Data Warehouse Data Loading

Data Pipeline¶

The data warehouse implements an ELT strategy to ingest data from the data lake. The ELT strategy consists of loading prepared data from the Clean layer of the data lake into the data warehouse and then transforming it into a specific data model optimized for the business queries.

The following steps outline the data pipeline from the data lake into the data warehouse:

High Level Data Flow

AWS Glue Workflow reads CSV files from the Raw layer of the data lake and writes them to the Clean layer as Parquet files.
Stored procedures in Amazon Redshift’s stg_mystore schema extract data from the Clean layer of the data lake using Amazon Redshift Spectrum via the ext_mystore external schema imported from the AWS Glue Data Catalog for incremental loads, or the COPY command for history loads.
The stored procedures then transform and load the data into a star schema model in the dw_mystore schema.

Incremental Loads¶

This diagram describes the process flow for the incremental load of the customer_dim dimension table.

Incremental Load

The incremental load process is initiated by calling the stored procedure sp_run_incremental_load.
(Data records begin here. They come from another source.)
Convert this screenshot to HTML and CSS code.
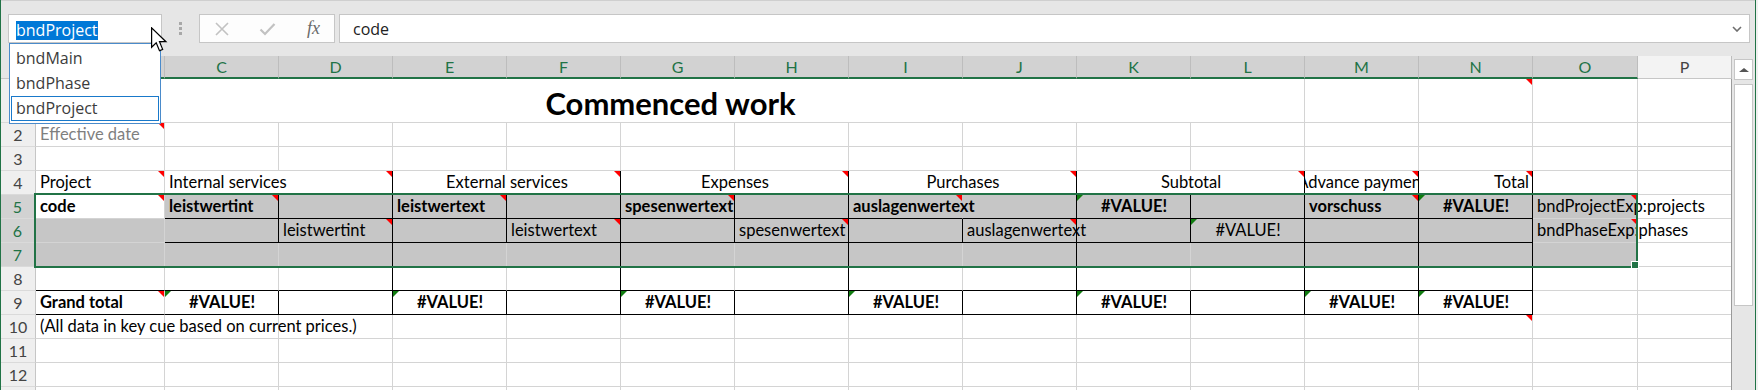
FILE: index.html
```html
<!DOCTYPE html>
<html>
<head>
    <title>Commenced work</title>
    <meta charset="utf-8">
    <link rel="stylesheet" href="styles.css">
</head>
<body>
<div class="window">
    <div class="topbar">
        <div class="namebox"><span class="picked">bndProject</span></div>
        <div class="grip"><i></i><i></i><i></i></div>
        <div class="fbtns">
            <svg class="ic-x" width="14" height="14" viewBox="0 0 14 14"><path d="M1 1 L13 13 M13 1 L1 13" stroke="#c2c2c2" stroke-width="1.6" fill="none"/></svg>
            <svg class="ic-ok" width="17" height="14" viewBox="0 0 17 14"><path d="M1.5 7.5 L6 12 L15.5 2" stroke="#c2c2c2" stroke-width="2.2" fill="none"/></svg>
            <span class="fx">fx</span>
        </div>
        <div class="finput">
            <span>code</span>
            <svg class="chev" width="10" height="6" viewBox="0 0 10 6"><path d="M1 1 L5 5 L9 1" stroke="#6e6e6e" stroke-width="1.6" fill="none"/></svg>
        </div>
    </div>

    <div class="names">
        <div class="name-item">bndMain</div>
        <div class="name-item">bndPhase</div>
        <div class="name-item current">bndProject</div>
    </div>

    <svg class="pointer" width="17" height="26" viewBox="0 0 14 21">
        <path d="M0.5 0.5 L0.5 16.5 L4.3 12.8 L7 19.3 L9.6 18.2 L7 11.9 L12.3 11.9 Z" fill="#fff" stroke="#000" stroke-width="1"/>
    </svg>

    <div class="main">
        <div class="sheet">
            <!-- column headers -->
            <div class="ch corner"></div>
            <div class="ch on">B</div>
            <div class="ch on">C</div>
            <div class="ch on">D</div>
            <div class="ch on">E</div>
            <div class="ch on">F</div>
            <div class="ch on">G</div>
            <div class="ch on">H</div>
            <div class="ch on">I</div>
            <div class="ch on">J</div>
            <div class="ch on">K</div>
            <div class="ch on">L</div>
            <div class="ch on">M</div>
            <div class="ch on">N</div>
            <div class="ch on">O</div>
            <div class="ch">P</div>

            <!-- row 1 -->
            <div class="rh tall">1</div>
            <div class="c title">Commenced work</div>
            <div class="c"></div>
            <div class="c n"></div>
            <div class="c"></div>
            <div class="c"></div>

            <!-- row 2 -->
            <div class="rh">2</div>
            <div class="c gr n">Effective date</div>
            <div class="c"></div><div class="c"></div><div class="c"></div><div class="c"></div>
            <div class="c"></div><div class="c"></div><div class="c"></div><div class="c"></div>
            <div class="c"></div><div class="c"></div><div class="c"></div><div class="c"></div>
            <div class="c"></div><div class="c"></div>

            <!-- row 3 -->
            <div class="rh">3</div>
            <div class="c"></div>
            <div class="c"></div><div class="c"></div><div class="c"></div><div class="c"></div>
            <div class="c"></div><div class="c"></div><div class="c"></div><div class="c"></div>
            <div class="c"></div><div class="c"></div><div class="c"></div><div class="c"></div>
            <div class="c"></div><div class="c"></div>

            <!-- row 4 -->
            <div class="rh">4</div>
            <div class="c n">Project</div>
            <div class="c w2 br n">Internal services</div>
            <div class="c w2 ctr br n">External services</div>
            <div class="c w2 ctr br n">Expenses</div>
            <div class="c w2 ctr br n">Purchases</div>
            <div class="c w2 ctr br n">Subtotal</div>
            <div class="c clip br n">Advance payment</div>
            <div class="c rt br n">Total</div>
            <div class="c"></div>
            <div class="c"></div>

            <!-- row 5 -->
            <div class="rh on">5</div>
            <div class="c b n">code</div>
            <div class="c b sel br bb n">leistwertint</div>
            <div class="c sel br bb"></div>
            <div class="c b sel br bb n">leistwertext</div>
            <div class="c sel br bb"></div>
            <div class="c b sel br bb n spill">spesenwertext</div>
            <div class="c sel br bb"></div>
            <div class="c b sel nr bb n spill">auslagenwertext</div>
            <div class="c sel br bb"></div>
            <div class="c b ctr sel br bb e">#VALUE!</div>
            <div class="c sel br bb"></div>
            <div class="c b sel br bb n">vorschuss</div>
            <div class="c b ctr sel br bb e">#VALUE!</div>
            <div class="c sel n spill">bndProjectExp:projects</div>
            <div class="c"></div>

            <!-- row 6 -->
            <div class="rh on">6</div>
            <div class="c sel"></div>
            <div class="c sel br bb"></div>
            <div class="c sel br bb n">leistwertint</div>
            <div class="c sel br bb"></div>
            <div class="c sel br bb n">leistwertext</div>
            <div class="c sel br bb"></div>
            <div class="c sel br bb n spill">spesenwertext</div>
            <div class="c sel br bb"></div>
            <div class="c sel br bb n spill">auslagenwertext</div>
            <div class="c sel br bb"></div>
            <div class="c ctr sel br bb e">#VALUE!</div>
            <div class="c sel br bb"></div>
            <div class="c sel br bb"></div>
            <div class="c sel n spill">bndPhaseExp:phases</div>
            <div class="c"></div>

            <!-- row 7 -->
            <div class="rh on">7</div>
            <div class="c sel"></div>
            <div class="c sel"></div>
            <div class="c sel br"></div>
            <div class="c sel"></div>
            <div class="c sel br"></div>
            <div class="c sel"></div>
            <div class="c sel br"></div>
            <div class="c sel"></div>
            <div class="c sel br"></div>
            <div class="c sel"></div>
            <div class="c sel br"></div>
            <div class="c sel br"></div>
            <div class="c sel br"></div>
            <div class="c sel"></div>
            <div class="c"></div>

            <!-- row 8 -->
            <div class="rh">8</div>
            <div class="c bb"></div>
            <div class="c bb"></div>
            <div class="c br bb"></div>
            <div class="c bb"></div>
            <div class="c br bb"></div>
            <div class="c bb"></div>
            <div class="c br bb"></div>
            <div class="c bb"></div>
            <div class="c br bb"></div>
            <div class="c bb"></div>
            <div class="c br bb"></div>
            <div class="c br bb"></div>
            <div class="c br bb"></div>
            <div class="c"></div>
            <div class="c"></div>

            <!-- row 9 -->
            <div class="rh">9</div>
            <div class="c b bb n">Grand total</div>
            <div class="c b ctr br bb e">#VALUE!</div>
            <div class="c br bb"></div>
            <div class="c b ctr br bb e">#VALUE!</div>
            <div class="c br bb"></div>
            <div class="c b ctr br bb e">#VALUE!</div>
            <div class="c br bb"></div>
            <div class="c b ctr br bb e">#VALUE!</div>
            <div class="c br bb"></div>
            <div class="c b ctr br bb e">#VALUE!</div>
            <div class="c br bb"></div>
            <div class="c b ctr br bb e">#VALUE!</div>
            <div class="c b ctr br bb e">#VALUE!</div>
            <div class="c"></div>
            <div class="c"></div>

            <!-- row 10 -->
            <div class="rh">10</div>
            <div class="c spill">(All data in key cue based on current prices.)</div>
            <div class="c"></div><div class="c"></div><div class="c"></div><div class="c"></div>
            <div class="c"></div><div class="c"></div><div class="c"></div><div class="c"></div>
            <div class="c"></div><div class="c"></div><div class="c"></div>
            <div class="c n"></div>
            <div class="c"></div><div class="c"></div>

            <!-- row 11 -->
            <div class="rh">11</div>
            <div class="c"></div>
            <div class="c"></div><div class="c"></div><div class="c"></div><div class="c"></div>
            <div class="c"></div><div class="c"></div><div class="c"></div><div class="c"></div>
            <div class="c"></div><div class="c"></div><div class="c"></div><div class="c"></div>
            <div class="c"></div><div class="c"></div>

            <!-- row 12 -->
            <div class="rh">12</div>
            <div class="c"></div>
            <div class="c"></div><div class="c"></div><div class="c"></div><div class="c"></div>
            <div class="c"></div><div class="c"></div><div class="c"></div><div class="c"></div>
            <div class="c"></div><div class="c"></div><div class="c"></div><div class="c"></div>
            <div class="c"></div><div class="c"></div>

            <!-- row 13 -->
            <div class="rh"></div>
            <div class="c"></div>
            <div class="c"></div><div class="c"></div><div class="c"></div><div class="c"></div>
            <div class="c"></div><div class="c"></div><div class="c"></div><div class="c"></div>
            <div class="c"></div><div class="c"></div><div class="c"></div><div class="c"></div>
            <div class="c"></div><div class="c"></div>

            <!-- frozen pane line and selected range -->
            <div class="freeze"></div>
            <div class="selbox"></div>
        </div>

        <div class="vscroll">
            <div class="up"></div>
            <div class="thumb"></div>
        </div>
    </div>
</div>
</body>
</html>
```

FILE: styles.css
```css
* {
    box-sizing: border-box;
}
body {
    margin: 0;
    background-color: #f0f0f0;
    font-family: Lato, "Liberation Sans", Arial, sans-serif;
    overflow: hidden;
}
.window {
    position: relative;
    width: 1756px;
    height: 390px;
    border-left: 1px solid #217346;
    border-right: 1px solid #217346;
    background-color: #e6e6e6;
    overflow: hidden;
}

/* formula bar */
.topbar {
    display: flex;
    align-items: flex-start;
    height: 56px;
    padding-top: 13px;
    border-top: 1px solid #cfcfcf;
    font-family: "Open Sans", "Liberation Sans", sans-serif;
    font-size: 16px;
}
.namebox {
    width: 154px;
    height: 29px;
    margin-left: 7px;
    padding: 4px 0 0 7px;
    background-color: #fff;
    border: 1px solid #c6c6c6;
}
.picked {
    display: inline-block;
    background-color: #0078d7;
    color: #fff;
    line-height: 19px;
}
.grip {
    display: flex;
    flex-direction: column;
    gap: 2px;
    margin-left: 17px;
    padding-top: 8px;
}
.grip i {
    display: block;
    width: 3px;
    height: 3px;
    background-color: #a8a8a8;
}
.fbtns {
    display: flex;
    align-items: center;
    width: 136px;
    height: 29px;
    margin-left: 17px;
    padding-left: 15px;
    background-color: #fdfdfd;
    border: 1px solid #c6c6c6;
}
.ic-ok {
    margin-left: 30px;
}
.fx {
    margin-left: 31px;
    font-family: "Liberation Serif", serif;
    font-style: italic;
    font-size: 18px;
    color: #6a6a6a;
}
.finput {
    display: flex;
    align-items: center;
    width: 1411px;
    height: 29px;
    margin-left: 4px;
    padding-left: 13px;
    background-color: #fff;
    border: 1px solid #c6c6c6;
    color: #222;
}
.chev {
    margin-left: auto;
    margin-right: 7px;
}

/* name box dropdown */
.names {
    position: absolute;
    left: 8px;
    top: 43px;
    width: 152px;
    height: 81px;
    padding: 2px 1px;
    background-color: #fff;
    border: 1px solid #4a8bcb;
    z-index: 5;
    font-family: "Open Sans", "Liberation Sans", sans-serif;
    font-size: 16px;
    color: #3c3c3c;
}
.name-item {
    height: 25px;
    line-height: 22px;
    padding-left: 4px;
    border: 1px solid transparent;
}
.name-item.current {
    border-color: #1979ca;
}
.pointer {
    position: absolute;
    left: 150px;
    top: 27px;
    z-index: 6;
}

/* sheet */
.main {
    display: flex;
}
.sheet {
    position: relative;
    display: grid;
    grid-template-columns: 35px 129px repeat(12, 114px) 105px 94px;
    grid-template-rows: 23px 44px repeat(12, 24px);
    background-color: #fff;
}
.ch {
    position: relative;
    background-color: #f3f3f3;
    border-right: 1px solid #bdbdbd;
    border-bottom: 1px solid #c6c6c6;
    text-align: center;
    font-size: 16px;
    line-height: 22px;
    color: #444;
}
.ch.on {
    background-color: #d2d2d2;
    color: #217346;
    border-bottom: 2px solid #217346;
    line-height: 21px;
}
.ch.corner {
    background-color: #e6e6e6;
}
.rh {
    position: relative;
    background-color: #efefef;
    border-right: 1px solid #c6c6c6;
    border-bottom: 1px solid #dadada;
    text-align: center;
    font-size: 16px;
    line-height: 23px;
    color: #444;
}
.rh.tall {
    line-height: 43px;
}
.rh.on {
    background-color: #d2d2d2;
    color: #217346;
    border-right: 2px solid #217346;
}
.c {
    position: relative;
    border-right: 1px solid #d4d4d4;
    border-bottom: 1px solid #d4d4d4;
    padding: 0 3px 0 4px;
    font-size: 16.5px;
    line-height: 23px;
    white-space: nowrap;
    color: #000;
}
.title {
    grid-column: span 11;
    display: flex;
    justify-content: center;
    align-items: flex-end;
    font-size: 31px;
    font-weight: 700;
    line-height: 37px;
}
.w2 {
    grid-column: span 2;
}
.b {
    font-weight: 700;
}
.ctr {
    text-align: center;
}
.rt {
    text-align: right;
}
.gr {
    color: #7f7f7f;
}
.sel {
    background-color: #c6c6c6;
}
.br {
    border-right-color: #000;
}
.bb {
    border-bottom-color: #000;
}
.nr {
    border-right-color: transparent;
}
.spill {
    z-index: 1;
}
.clip {
    display: flex;
    justify-content: center;
    overflow: hidden;
}
.n::after {
    content: "";
    position: absolute;
    top: 0;
    right: 0;
    border-top: 6px solid #ff0000;
    border-left: 6px solid transparent;
}
.e::before {
    content: "";
    position: absolute;
    top: 0;
    left: 0;
    border-top: 6px solid #107c10;
    border-right: 6px solid transparent;
}
.freeze {
    position: absolute;
    grid-column: 2;
    grid-row: 2 / -1;
    top: 0;
    bottom: 0;
    right: 0;
    width: 1px;
    background-color: #9a9a9a;
    z-index: 2;
}
.selbox {
    position: absolute;
    grid-column: 2 / 16;
    grid-row: 6 / 9;
    top: -2px;
    left: -2px;
    right: 0;
    bottom: -1px;
    border: 2px solid #217346;
    z-index: 2;
}
.selbox::after {
    content: "";
    position: absolute;
    right: -3px;
    bottom: -3px;
    width: 6px;
    height: 6px;
    background-color: #217346;
    border: 1px solid #fff;
}

/* vertical scroll bar */
.vscroll {
    width: 23px;
    padding: 3px 2px 0;
    background-color: #e6e6e6;
}
.up {
    display: flex;
    align-items: center;
    justify-content: center;
    height: 21px;
    background-color: #fff;
    border: 1px solid #c6c6c6;
}
.up::before {
    content: "";
    border-left: 5px solid transparent;
    border-right: 5px solid transparent;
    border-bottom: 4px solid #555;
}
.thumb {
    height: 222px;
    margin-top: 4px;
    background-color: #fff;
    border: 1px solid #c6c6c6;
}
```
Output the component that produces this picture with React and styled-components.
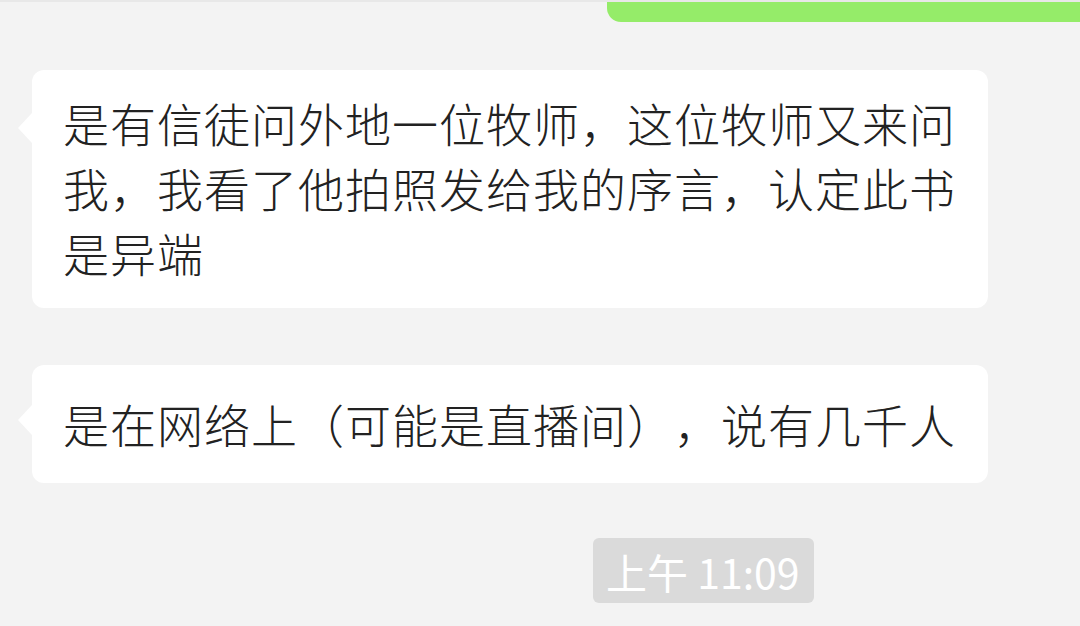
import React from "react";
import styled, { createGlobalStyle } from "styled-components";

const GlobalStyle = createGlobalStyle`
  html, body {
    margin: 0;
    padding: 0;
    background: #f3f3f3;
  }
  body {
    font-family: "Noto Sans CJK SC", "Noto Sans", sans-serif;
  }
`;

export const ChatWindow = styled.div`
  width: 1080px;
  height: 626px;
  overflow: hidden;
  background: #f3f3f3;
  border-top: 2px solid #e8e8e8;
  box-sizing: border-box;
  display: flex;
  flex-direction: column;
`;

export const SentTail = styled.div`
  align-self: flex-end;
  width: 473px;
  height: 20px;
  background: #95ec69;
  border-bottom-left-radius: 14px;
`;

export const MessageList = styled.div`
  display: flex;
  flex-direction: column;
  gap: 57px;
  padding: 48px 0 0 32px;
`;

export const Bubble = styled.div`
  position: relative;
  width: 956px;
  box-sizing: border-box;
  padding: ${(props) => props.$pad || "26px 31px"};
  background: #ffffff;
  border-radius: 12px;
  color: #222222;
  font-size: 46px;
  font-weight: 300;
  line-height: 65px;
  letter-spacing: 1px;
  text-spacing-trim: space-all;

  &::before {
    content: "";
    position: absolute;
    left: -14px;
    top: ${(props) => props.$tailTop || "44px"};
    border-top: 15px solid transparent;
    border-bottom: 15px solid transparent;
    border-right: 14px solid #ffffff;
  }
`;

export const TimeRow = styled.div`
  display: flex;
  padding-left: 593px;
  margin-top: 55px;
`;

export const TimeStamp = styled.span`
  height: 65px;
  padding: 0 14px 0 13px;
  display: flex;
  align-items: center;
  background: #dadada;
  border-radius: 6px;
  color: #ffffff;
  font-size: 41px;
`;

const messages = [
  {
    id: 1,
    text: "是有信徒问外地一位牧师，这位牧师又来问我，我看了他拍照发给我的序言，认定此书是异端",
    pad: "20px 31px 23px",
    tailTop: "43px",
  },
  {
    id: 2,
    text: "是在网络上（可能是直播间），说有几千人",
    pad: "26px 31px 27px",
    tailTop: "40px",
  },
];

const App = () => {
  return (
    <ChatWindow>
      <GlobalStyle />
      <SentTail />
      <MessageList>
        {messages.map((m) => (
          <Bubble key={m.id} $pad={m.pad} $tailTop={m.tailTop}>
            {m.text}
          </Bubble>
        ))}
      </MessageList>
      <TimeRow>
        <TimeStamp>上午 11:09</TimeStamp>
      </TimeRow>
    </ChatWindow>
  );
};

export default App;
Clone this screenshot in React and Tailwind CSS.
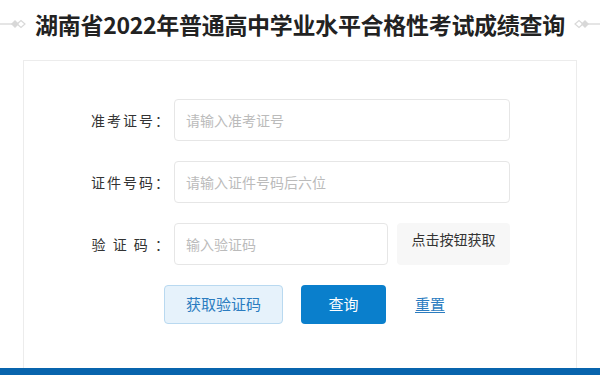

In production, sp_run_incremental_load is called every 30 mins by the Amazon Redshift Data API via an AWS Step Function. No parameters are required for this procedure. The procedure loads each target star schema table in series, dimensions first then facts. The following steps explain the loading of the customer_dim dimension.
sp_run_incremental_load calls the sp_load_customer_dim stored procedure.
sp_load_customer_dim selects a high watermark timestamp from the dw_incremental_dates table for each of the customer_dim’s source tables. A high watermark is a timestamp that records the maximum date and time of the data from the previous load. This is used as a start date for the next load, ensuring only new or changed data is processed.
sp_load_customer_dim selects data from tables in the ext_mystore external schema, external tables return data from the data lake via Amazon Redshift Spectrum. This procedure then transforms and loads the data into the wrk_customer_dim working table. A working table is a normal table used to temporarily hold data to be processed and is cleared out at the beginning of every load. An Amazon Redshift TEMPORARY table could be used for this purpose; however, to facilitate debugging, a standard table has been used with the BACKUP NO setting to prevent the data from being copied to snapshots.
sp_load_customer_dim performs slowly changing dimension (SCD) type 1 and 2 logic loading into the target dimension customer_dim. The type of load into the target will be different depending on what kind of dimensional object is being loaded. SCD type 1 dimensions and fact tables are merged into by replacing existing rows in the target. Dimensions with SCD type 2 fields are loaded using multi-step logic. Surrogate keys are assigned to new dimension records by an IDENTITY column in the target table.

History Loads¶

This diagram describes the process flow for the history load of the sale_fact table. History loads for other fact tables use a similar process.

History Load

The history load process for the sale_fact table is initiated by calling the stored procedure sp_load_sale_fact. This is a manual process run by an administrator via a SQL client tool when needed. The parameters p_load_type VARCHAR, p_start_date DATE and p_end_date DATE are required for this procedure. p_load_type needs to be set to 'HISTORY', p_start_date and p_end_date needs to be set to the date range to be loaded.
sp_load_sale_fact loops through the given date range and loads the store_sale staging table one day at a time with the COPY command. The procedure then selects data from the staging table, applies transformations, looks up surrogate keys from dimension tables in the dw_mystore schema, and loads the data into the wrk_sale_fact working table. The surrogate key lookups are performed by joining to dimension tables on the source system natural keys and returning the surrogate primary keys from the dimensions.
sp_load_sale_fact merges data from the working table into the target fact table. The merge is performed by joining the working table to the fact table, deleting rows out of the fact that exist in the working table, and then inserting all rows from the working table into the fact. This is all performed inside a transaction, so if any step fails, the whole change is rolled back. This merge process is explained in depth in the Redshift Database Developer Guide.